Goal:
Extract word for word the lines of the listing from its start to the line holding "import React from 'react';", both ends kept; pictures are not part of the copy.

- - -

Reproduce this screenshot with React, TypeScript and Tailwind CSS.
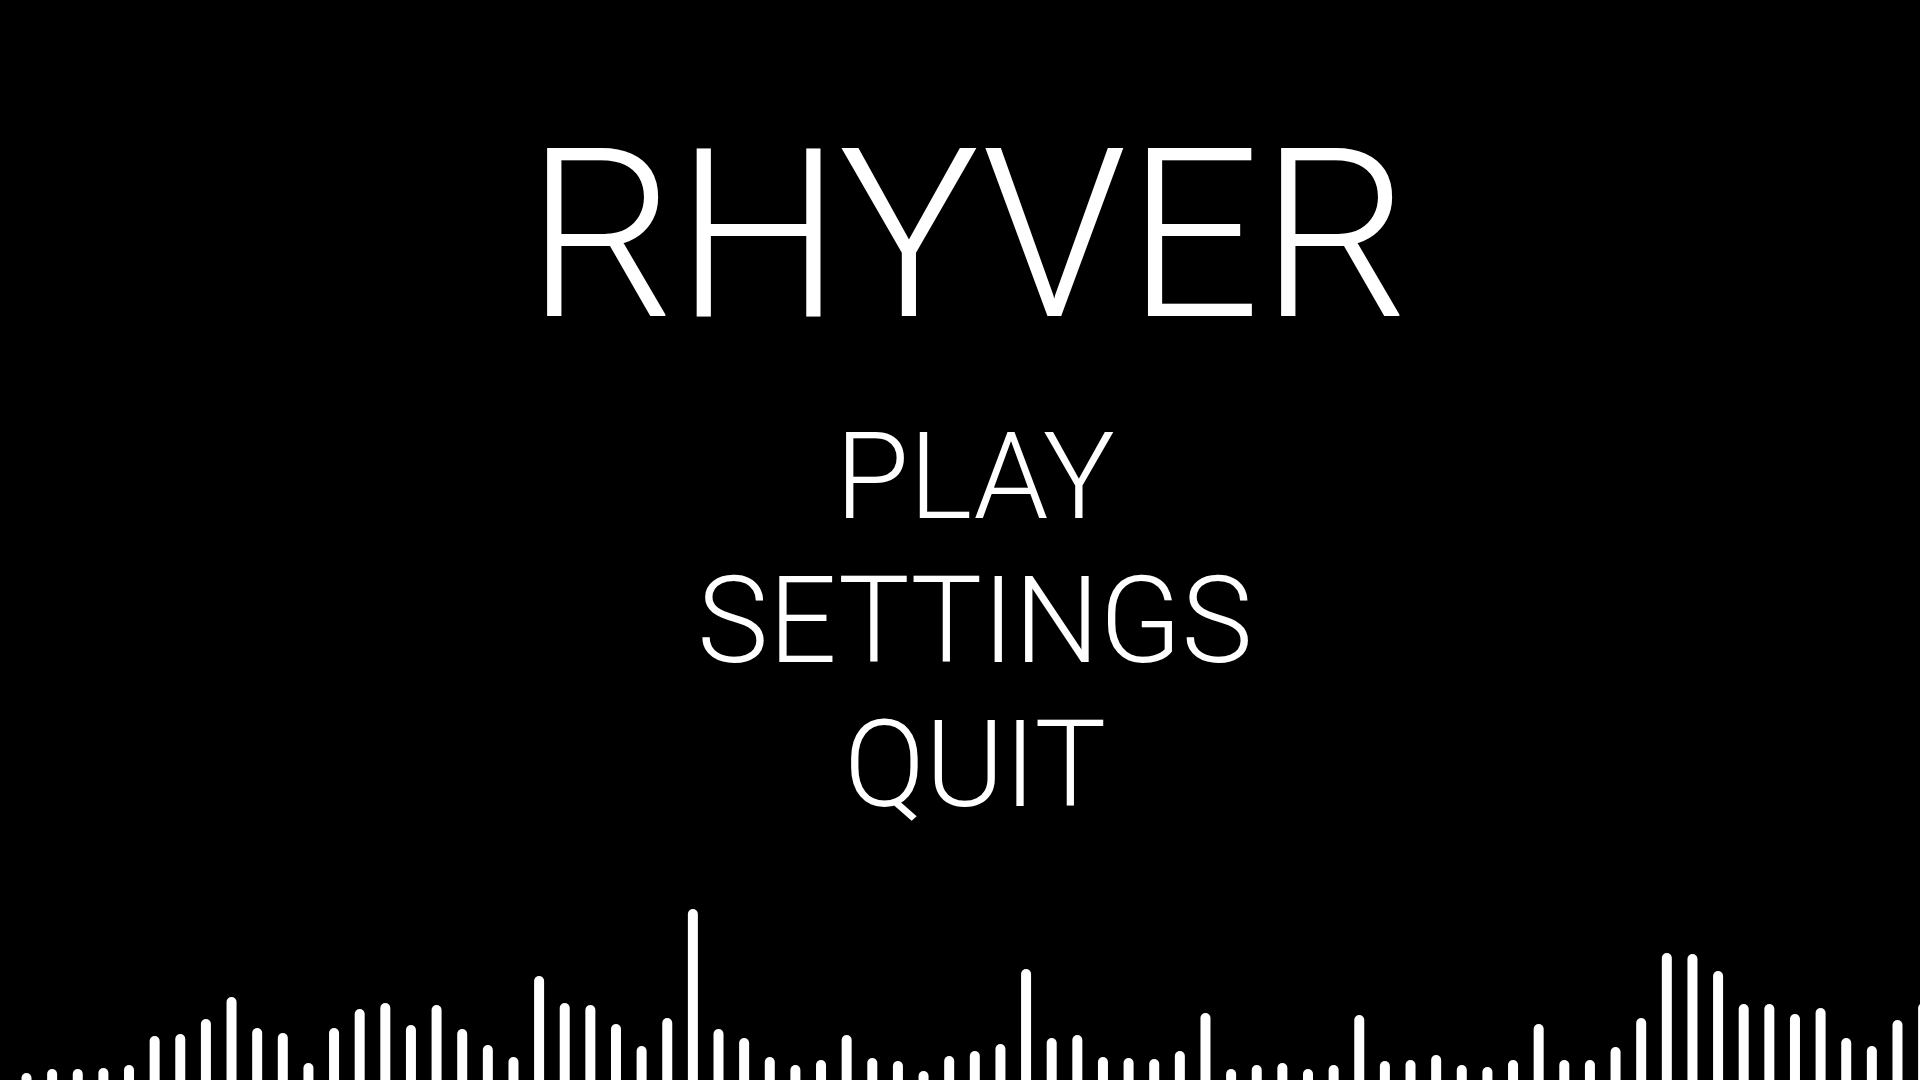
import React from 'react';

// top edge (y, in px) of each bar of the waveform, left to right
const barTops = [
  1073, 1069, 1069, 1068, 1065, 1036, 1034, 1019, 997, 1028, 1033, 1063, 1028, 1009, 1003, 1025, 1005, 1029,
  1045, 1057, 976, 1003, 1005, 1024, 1046, 1018, 909, 1029, 1038, 1057, 1065, 1060, 1035, 1058, 1061, 1071, 1056,
  1051, 1044, 969, 1038, 1035, 1057, 1058, 1059, 1051, 1013, 1069, 1065, 1063, 1069, 1065, 1015, 1061, 1060, 1055,
  1065, 1067, 1060, 1024, 1060, 1060, 1047, 1018, 953, 954, 971, 1004, 1004, 1014, 1008, 1038, 1046, 1020, 1003,
];

function Waveform() {
  return (
    <svg
      className="block w-full h-[180px] shrink-0 mt-auto"
      viewBox="0 900 1920 180"
      preserveAspectRatio="none"
    >
      {barTops.map((top, i) => {
        const cx = 26.5 + i * 25.63;
        return (
          <rect
            key={i}
            x={cx - 5}
            y={top}
            width={10}
            height={1090 - top}
            rx={5}
            fill="#ffffff"
          />
        );
      })}
    </svg>
  );
}

export default function App() {
  const items = ['PLAY', 'SETTINGS', 'QUIT'];

  return (
    <div className="h-screen w-full bg-black overflow-hidden flex flex-col items-center text-white font-['Roboto',_'Liberation_Sans',_sans-serif]">
      <h1 className="mt-[118px] pl-[16px] text-[235px] font-light leading-none">
        RHYVER
      </h1>

      <nav className="mt-[52px] pl-[30px] flex flex-col items-center text-[120px] leading-[144px] font-light">
        {items.map((item) => (
          <button key={item} className="cursor-pointer">
            {item}
          </button>
        ))}
      </nav>

      <Waveform />
    </div>
  );
}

- - -

The response:
Reproduce this screenshot with React, TypeScript and Tailwind CSS.
import React from 'react';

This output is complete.